** BEGIN PROVIDED MATERIAL **
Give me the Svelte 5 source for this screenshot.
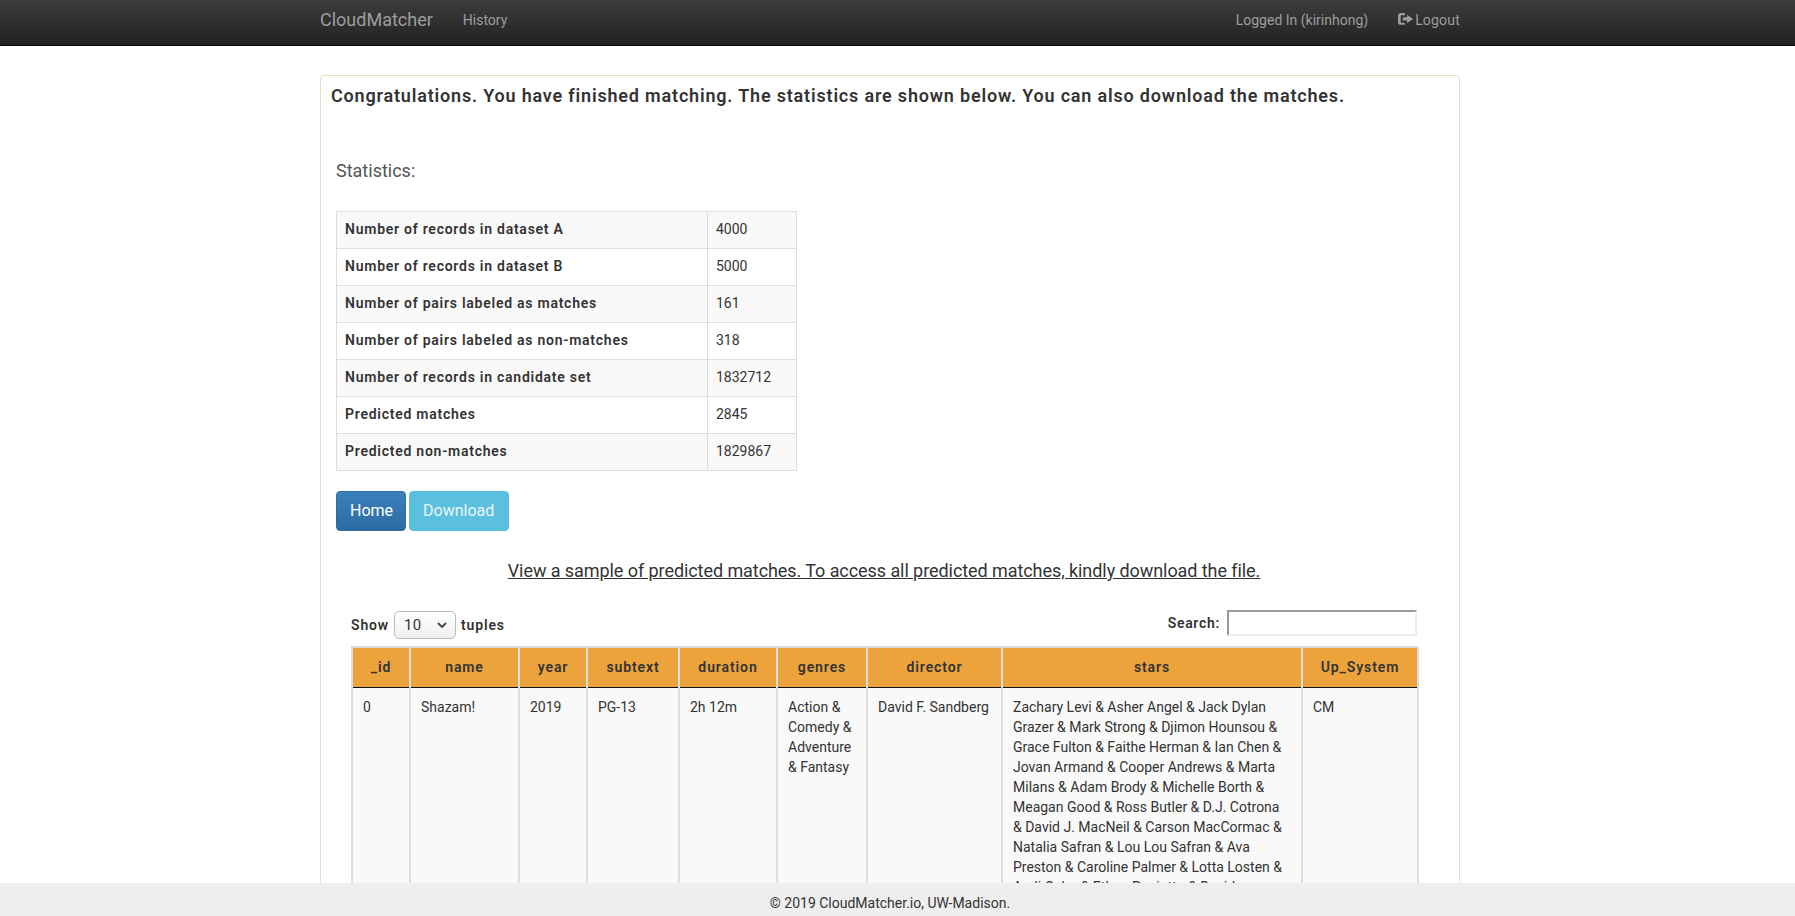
<script>
  const stats = [
    ['Number of records in dataset A', '4000'],
    ['Number of records in dataset B', '5000'],
    ['Number of pairs labeled as matches', '161'],
    ['Number of pairs labeled as non-matches', '318'],
    ['Number of records in candidate set', '1832712'],
    ['Predicted matches', '2845'],
    ['Predicted non-matches', '1829867']
  ];
  const cols = [
    ['_id', 58], ['name', 109], ['year', 68], ['subtext', 92], ['duration', 98],
    ['genres', 90], ['director', 135], ['stars', 300], ['Up_System', 116]
  ];
  const row = ['0', 'Shazam!', '2019', 'PG-13', '2h 12m', 'Action & Comedy & Adventure & Fantasy', 'David F. Sandberg',
    'Zachary Levi & Asher Angel & Jack Dylan Grazer & Mark Strong & Djimon Hounsou & Grace Fulton & Faithe Herman & Ian Chen & Jovan Armand & Cooper Andrews & Marta Milans & Adam Brody & Michelle Borth & Meagan Good & Ross Butler & D.J. Cotrona & David J. MacNeil & Carson MacCormac & Natalia Safran & Lou Lou Safran & Ava Preston & Caroline Palmer & Lotta Losten & Andi Osho & Ethan Pugiotto & David Kohlsmith',
    'CM'];
</script>

<div class="page">
  <nav class="navbar">
    <div class="nav-inner">
      <a class="brand" href="#top">CloudMatcher</a>
      <a class="link history" href="#top">History</a>
      <span class="spacer"></span>
      <a class="link user" href="#top">Logged In (kirinhong)</a>
      <a class="link logout" href="#top">
        <svg class="icon" viewBox="0 0 14 14" aria-hidden="true">
          <path fill="currentColor" d="M2.500 1H6.500V3H3.300C2.800 3 2.500 3.300 2.500 3.800V9.200C2.500 9.700 2.800 10 3.300 10H6.500V12H2.500C1.100 12 0 10.900 0 9.500V3.500C0 2.100 1.100 1 2.500 1Z"/>
          <path fill="currentColor" d="M4.500 5H8.500V2.500L14 6.500L8.500 10.500V8H4.500Z"/>
        </svg>Logout
      </a>
    </div>
  </nav>

  <main class="main">
    <div class="panel">
      <h1 class="title">Congratulations. You have finished matching. The statistics are shown below. You can also download the matches.</h1>
      <div class="body">
        <h2 class="sub">Statistics:</h2>
        <table class="stats">
          <tbody>
            {#each stats as s, i}
              <tr class:odd={i % 2 === 0}>
                <th>{s[0]}</th>
                <td>{s[1]}</td>
              </tr>
            {/each}
          </tbody>
        </table>
        <div class="buttons">
          <button class="btn primary">Home</button>
          <button class="btn info">Download</button>
        </div>
        <p class="sample"><u>View a sample of predicted matches. To access all predicted matches, kindly download the file.</u></p>
        <div class="tools">
          <label class="show">Show
            <select class="select"><option>10</option><option>25</option><option>50</option></select>
            tuples</label>
          <label class="search">Search:<input class="input" type="text" /></label>
        </div>
        <table class="data">
          <colgroup>
            {#each cols as c}<col style="width:{c[1]}px" />{/each}
          </colgroup>
          <thead>
            <tr>{#each cols as c}<th>{c[0]}</th>{/each}</tr>
          </thead>
          <tbody>
            <tr>{#each row as v}<td>{v}</td>{/each}</tr>
          </tbody>
        </table>
      </div>
    </div>
  </main>

  <footer class="footer">© 2019 CloudMatcher.io, UW-Madison.</footer>
</div>

<style>
  :global(html), :global(body) { margin: 0; height: 100%; overflow: hidden; }
  .page {
    height: 916px;
    display: flex;
    flex-direction: column;
    font-family: Roboto, "Liberation Sans", sans-serif;
    font-size: 14px;
    line-height: 20px;
    color: #333;
    background: #fff;
    overflow: hidden;
  }
  .navbar {
    flex: none;
    height: 45px;
    background: linear-gradient(to bottom, #3c3c3c, #222);
    border-bottom: 1px solid #080808;
  }
  .nav-inner {
    width: 1140px;
    margin-left: 320px;
    height: 40px;
    display: flex;
    align-items: center;
  }
  .brand { font-size: 18px; color: #9d9d9d; text-decoration: none; }
  .link { color: #9d9d9d; text-decoration: none; }
  .history { margin-left: 30px; }
  .spacer { flex: 1; }
  .user { margin-right: 2px; }
  .logout { margin-left: 28px; display: flex; align-items: center; letter-spacing: 0.2px; }
  .icon { width: 15px; height: 15px; margin-right: 2px; margin-top: -2px; }
  .main { flex: 1; min-height: 0; overflow: hidden; padding: 29px 0 0 320px; }
  .panel {
    width: 1138px;
    border: 1px solid #d6e9c6;
    border-radius: 4px;
    padding-bottom: 40px;
  }
  .title {
    margin: 0;
    padding: 10px 10px 0;
    font-size: 18px;
    line-height: 20px;
    font-weight: 600;
    letter-spacing: 0.815px;
  }
  .body { padding: 0 15px; }
  .sub {
    margin: 55px 0 0;
    font-size: 18px;
    line-height: 20px;
    font-weight: 400;
    color: #555;
  }
  .stats {
    margin-top: 30px;
    border-collapse: collapse;
    width: 461px;
    table-layout: fixed;
    background: #fff;
  }
  .stats tr.odd { background: #f9f9f9; }
  .stats th, .stats td {
    border: 1px solid #ddd;
    padding: 7px 8px 9px;
    text-align: left;
    height: 20px;
  }
  .stats th { width: 354px; font-weight: 600; letter-spacing: 0.75px; }
  .buttons { margin-top: 20px; display: flex; gap: 3px; }
  .btn {
    font: inherit;
    font-size: 16px;
    line-height: 22px;
    padding: 8px 13px;
    color: #fff;
    border-radius: 4px;
    border: 1px solid transparent;
  }
  .primary { background: linear-gradient(to bottom, #3a80bc, #2d6ca2); border-color: #2e6da4; padding-right: 12px; }
  .info { background: #5bc0de; border-color: #5bc0de; color: #eaf6fa; padding-right: 14px; }
  .sample {
    margin: 28px 12px 0 0;
    text-align: center;
    font-size: 18px;
    line-height: 24px;
    letter-spacing: -0.07px;
  }
  .tools {
    margin: 28px 0 0 15px;
    width: 1066px;
    height: 28px;
    display: flex;
    justify-content: space-between;
    align-items: center;
  }
  .show, .search { font-weight: 600; display: flex; align-items: center; }
  .show { letter-spacing: 0.85px; }
  .search { margin-bottom: 4px; letter-spacing: 0.7px; }
  .select {
    appearance: none;
    margin: 0 5px;
    width: 62px;
    height: 28px;
    font: inherit;
    font-size: 15px;
    font-weight: 400;
    letter-spacing: 0.3px;
    color: #333;
    padding: 0 9px;
    background: url("data:image/svg+xml,%3Csvg xmlns='http://www.w3.org/2000/svg' width='10' height='6'%3E%3Cpath d='M1 1l4 4 4-4' fill='none' stroke='%23444' stroke-width='1.800'/%3E%3C/svg%3E") no-repeat right 8px center, linear-gradient(#fff, #f0f0f0);
    border: 1px solid #bbb;
    border-radius: 5px;
  }
  .input {
    margin-left: 7px;
    width: 184px;
    height: 22px;
    padding: 0 1px;
    border-style: solid;
    border-width: 2px;
    border-color: #9a9a9a #eee #eee #9a9a9a;
  }
  .data {
    margin: 7px 0 0 15px;
    width: 1068px;
    table-layout: fixed;
    border-collapse: collapse;
  }
  .data th {
    background: #eda33c;
    border: 2px solid #ddd;
    border-bottom: 1px solid #111;
    padding: 9px 8px 10px;
    font-weight: 600;
    letter-spacing: 0.9px;
    text-align: center;
  }
  .data td {
    background: #f9f9f9;
    border: 2px solid #ddd;
    border-top: 0;
    padding: 9px 10px;
    vertical-align: top;
  }
  .footer {
    flex: none;
    height: 33px;
    box-sizing: border-box;
    padding: 10px 15px 0 0;
    background: #eee;
    text-align: center;
    line-height: 20px;
  }
</style>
** END PROVIDED MATERIAL **
**TASK TO CARRY OUT:** Write out the full set of lines verbatim, without the pictures.

**COMPLETE OUTPUT:**
Give me the Svelte 5 source for this screenshot.
<script>
  const stats = [
    ['Number of records in dataset A', '4000'],
    ['Number of records in dataset B', '5000'],
    ['Number of pairs labeled as matches', '161'],
    ['Number of pairs labeled as non-matches', '318'],
    ['Number of records in candidate set', '1832712'],
    ['Predicted matches', '2845'],
    ['Predicted non-matches', '1829867']
  ];
  const cols = [
    ['_id', 58], ['name', 109], ['year', 68], ['subtext', 92], ['duration', 98],
    ['genres', 90], ['director', 135], ['stars', 300], ['Up_System', 116]
  ];
  const row = ['0', 'Shazam!', '2019', 'PG-13', '2h 12m', 'Action & Comedy & Adventure & Fantasy', 'David F. Sandberg',
    'Zachary Levi & Asher Angel & Jack Dylan Grazer & Mark Strong & Djimon Hounsou & Grace Fulton & Faithe Herman & Ian Chen & Jovan Armand & Cooper Andrews & Marta Milans & Adam Brody & Michelle Borth & Meagan Good & Ross Butler & D.J. Cotrona & David J. MacNeil & Carson MacCormac & Natalia Safran & Lou Lou Safran & Ava Preston & Caroline Palmer & Lotta Losten & Andi Osho & Ethan Pugiotto & David Kohlsmith',
    'CM'];
</script>

<div class="page">
  <nav class="navbar">
    <div class="nav-inner">
      <a class="brand" href="#top">CloudMatcher</a>
      <a class="link history" href="#top">History</a>
      <span class="spacer"></span>
      <a class="link user" href="#top">Logged In (kirinhong)</a>
      <a class="link logout" href="#top">
        <svg class="icon" viewBox="0 0 14 14" aria-hidden="true">
          <path fill="currentColor" d="M2.500 1H6.500V3H3.300C2.800 3 2.500 3.300 2.500 3.800V9.200C2.500 9.700 2.800 10 3.300 10H6.500V12H2.500C1.100 12 0 10.900 0 9.500V3.500C0 2.100 1.100 1 2.500 1Z"/>
          <path fill="currentColor" d="M4.500 5H8.500V2.500L14 6.500L8.500 10.500V8H4.500Z"/>
        </svg>Logout
      </a>
    </div>
  </nav>

  <main class="main">
    <div class="panel">
      <h1 class="title">Congratulations. You have finished matching. The statistics are shown below. You can also download the matches.</h1>
      <div class="body">
        <h2 class="sub">Statistics:</h2>
        <table class="stats">
          <tbody>
            {#each stats as s, i}
              <tr class:odd={i % 2 === 0}>
                <th>{s[0]}</th>
                <td>{s[1]}</td>
              </tr>
            {/each}
          </tbody>
        </table>
        <div class="buttons">
          <button class="btn primary">Home</button>
          <button class="btn info">Download</button>
        </div>
        <p class="sample"><u>View a sample of predicted matches. To access all predicted matches, kindly download the file.</u></p>
        <div class="tools">
          <label class="show">Show
            <select class="select"><option>10</option><option>25</option><option>50</option></select>
            tuples</label>
          <label class="search">Search:<input class="input" type="text" /></label>
        </div>
        <table class="data">
          <colgroup>
            {#each cols as c}<col style="width:{c[1]}px" />{/each}
          </colgroup>
          <thead>
            <tr>{#each cols as c}<th>{c[0]}</th>{/each}</tr>
          </thead>
          <tbody>
            <tr>{#each row as v}<td>{v}</td>{/each}</tr>
          </tbody>
        </table>
      </div>
    </div>
  </main>

  <footer class="footer">© 2019 CloudMatcher.io, UW-Madison.</footer>
</div>

<style>
  :global(html), :global(body) { margin: 0; height: 100%; overflow: hidden; }
  .page {
    height: 916px;
    display: flex;
    flex-direction: column;
    font-family: Roboto, "Liberation Sans", sans-serif;
    font-size: 14px;
    line-height: 20px;
    color: #333;
    background: #fff;
    overflow: hidden;
  }
  .navbar {
    flex: none;
    height: 45px;
    background: linear-gradient(to bottom, #3c3c3c, #222);
    border-bottom: 1px solid #080808;
  }
  .nav-inner {
    width: 1140px;
    margin-left: 320px;
    height: 40px;
    display: flex;
    align-items: center;
  }
  .brand { font-size: 18px; color: #9d9d9d; text-decoration: none; }
  .link { color: #9d9d9d; text-decoration: none; }
  .history { margin-left: 30px; }
  .spacer { flex: 1; }
  .user { margin-right: 2px; }
  .logout { margin-left: 28px; display: flex; align-items: center; letter-spacing: 0.2px; }
  .icon { width: 15px; height: 15px; margin-right: 2px; margin-top: -2px; }
  .main { flex: 1; min-height: 0; overflow: hidden; padding: 29px 0 0 320px; }
  .panel {
    width: 1138px;
    border: 1px solid #d6e9c6;
    border-radius: 4px;
    padding-bottom: 40px;
  }
  .title {
    margin: 0;
    padding: 10px 10px 0;
    font-size: 18px;
    line-height: 20px;
    font-weight: 600;
    letter-spacing: 0.815px;
  }
  .body { padding: 0 15px; }
  .sub {
    margin: 55px 0 0;
    font-size: 18px;
    line-height: 20px;
    font-weight: 400;
    color: #555;
  }
  .stats {
    margin-top: 30px;
    border-collapse: collapse;
    width: 461px;
    table-layout: fixed;
    background: #fff;
  }
  .stats tr.odd { background: #f9f9f9; }
  .stats th, .stats td {
    border: 1px solid #ddd;
    padding: 7px 8px 9px;
    text-align: left;
    height: 20px;
  }
  .stats th { width: 354px; font-weight: 600; letter-spacing: 0.75px; }
  .buttons { margin-top: 20px; display: flex; gap: 3px; }
  .btn {
    font: inherit;
    font-size: 16px;
    line-height: 22px;
    padding: 8px 13px;
    color: #fff;
    border-radius: 4px;
    border: 1px solid transparent;
  }
  .primary { background: linear-gradient(to bottom, #3a80bc, #2d6ca2); border-color: #2e6da4; padding-right: 12px; }
  .info { background: #5bc0de; border-color: #5bc0de; color: #eaf6fa; padding-right: 14px; }
  .sample {
    margin: 28px 12px 0 0;
    text-align: center;
    font-size: 18px;
    line-height: 24px;
    letter-spacing: -0.07px;
  }
  .tools {
    margin: 28px 0 0 15px;
    width: 1066px;
    height: 28px;
    display: flex;
    justify-content: space-between;
    align-items: center;
  }
  .show, .search { font-weight: 600; display: flex; align-items: center; }
  .show { letter-spacing: 0.85px; }
  .search { margin-bottom: 4px; letter-spacing: 0.7px; }
  .select {
    appearance: none;
    margin: 0 5px;
    width: 62px;
    height: 28px;
    font: inherit;
    font-size: 15px;
    font-weight: 400;
    letter-spacing: 0.3px;
    color: #333;
    padding: 0 9px;
    background: url("data:image/svg+xml,%3Csvg xmlns='http://www.w3.org/2000/svg' width='10' height='6'%3E%3Cpath d='M1 1l4 4 4-4' fill='none' stroke='%23444' stroke-width='1.800'/%3E%3C/svg%3E") no-repeat right 8px center, linear-gradient(#fff, #f0f0f0);
    border: 1px solid #bbb;
    border-radius: 5px;
  }
  .input {
    margin-left: 7px;
    width: 184px;
    height: 22px;
    padding: 0 1px;
    border-style: solid;
    border-width: 2px;
    border-color: #9a9a9a #eee #eee #9a9a9a;
  }
  .data {
    margin: 7px 0 0 15px;
    width: 1068px;
    table-layout: fixed;
    border-collapse: collapse;
  }
  .data th {
    background: #eda33c;
    border: 2px solid #ddd;
    border-bottom: 1px solid #111;
    padding: 9px 8px 10px;
    font-weight: 600;
    letter-spacing: 0.9px;
    text-align: center;
  }
  .data td {
    background: #f9f9f9;
    border: 2px solid #ddd;
    border-top: 0;
    padding: 9px 10px;
    vertical-align: top;
  }
  .footer {
    flex: none;
    height: 33px;
    box-sizing: border-box;
    padding: 10px 15px 0 0;
    background: #eee;
    text-align: center;
    line-height: 20px;
  }
</style>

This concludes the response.